In the trailer, the cuts are even more misleading. Only one of the Latina actresses is featured—star Ana de Armas—and she's reduced to a bit player. The Dominican family doesn't appear at all. The rest is scene after scene with Reeves, Mira Sorvino and other white members of the cast, with a few menacing cuts to Big Daddy Kane, presented as Reeves’ primary adversary, when his role is a bit different in the film. The surreal elements that mark the movie aren’t there; nor are many of the black and brown faces who make up the primary cast.
“The trailer that they’re using … when I saw it, it was just shocking,” said Ellyn Long Marshall of Orpheus Casting, who was the casting director on Daughter of God and is friends with its director, Linton. “I couldn’t even imagine. It had nothing to do with the story, from what I saw, if that’s representative of the film. It’s just a different film.”

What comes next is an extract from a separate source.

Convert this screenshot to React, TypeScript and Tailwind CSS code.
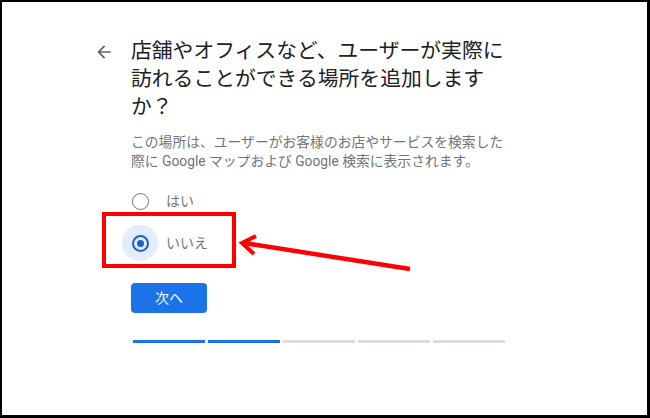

Several of those who worked on the project said that people of color need to own their own projects in order to ensure that whitewashing does not take place. Downie pointed to the success of TV shows like Power and Empire and how, despite their popularity, they have not affected the mentality of the film industry.
“As a black man myself, it’s just mind-blowing that you don’t take advantage of the sort of wealth [the black and brown audience has],” Downie said. “It’s almost like Lionsgate couldn’t see past having this A-list star in this secondary leading role.”
Marshall expressed similar sentiments. She said that when it comes to diversity and Hollywood, “nothing has changed.”
“It all comes down to white money. If it’s white money, it’s a white story,” she said. “It comes down to that option. It’s just shocking to see so blatantly, still.”
Editor’s note: The Root reached out to Lionsgate for comment but had not heard from the studio as of the time of publication.